Go Feed Yourself.
That’s the catchphrase of my favorite ag Twitter personality, Shark Farmer (@sf28430), who besides bringing plenty of LULZ to the ag twittersphere also hosts “The Farmer and the City Girl” podcast alongside unabashed loudmouth and Wisconsinite Carrie Zylka.
Recently, Zylka and Sharkey tackled the always-fun subject of the proliferation of “Agvocates” on social media.
Deploying an impressive arsenal of non-farm kid friendly language (NSFW), Zylka masterfully blew holes in what she (and many others) view as a troubling trend where anyone who participated in FFA in high school or logs onto Twitter and retweets a couple pro-ag articles, feels like they deserve to label themselves an “Agvocate.”
Full disclosure: I personally couldn’t agree with Carrie more. It takes a whole lot more buy-in than bickering with some former-high-school-classmate-turned-soccer-mom on Facebook to be considered an advocate. Advocates put themselves out in front of the greater public and educate the masses on a topic they live day-in-day-out, 24/7, 365. Sorry folks, but you’re not an advocate by pushing an agenda from your self-curated social media safe space.
Unfortunately, that doesn’t move the industry forward in any tangible way, it just adds to all the noise. And we’ve already got enough noise. Our story needs quality, not quantity.

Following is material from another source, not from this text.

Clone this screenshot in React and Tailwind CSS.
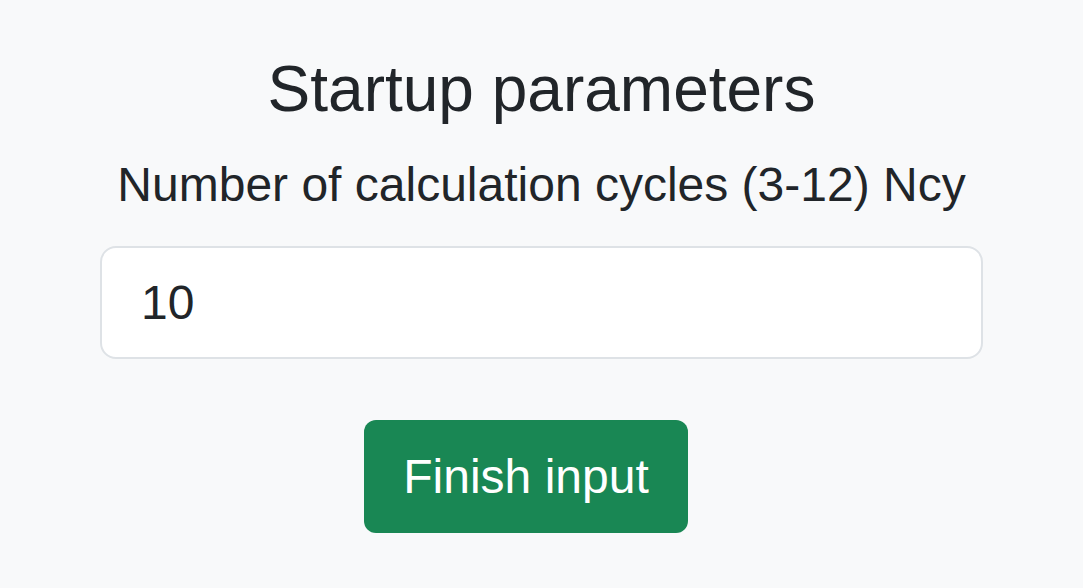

Besides, there are already many folks in the industry that truly embrace the advocate role. On our recent California Ag Tech Trip I was overwhelmed by the generosity of our hosts, who asked for nothing more in return for their time showing us around California agriculture than our open ears and open minds. Topcon’s Michael Gomes, Simplot’s William Johnson III, these guys put their money where their mouth is when it comes to advocating for California agriculture.
So, if you love this industry and you fancy yourself an agvocate, my advice is to put your Bitcoin where your Status Update Bar is (see what I did there?) and get out there and advocate.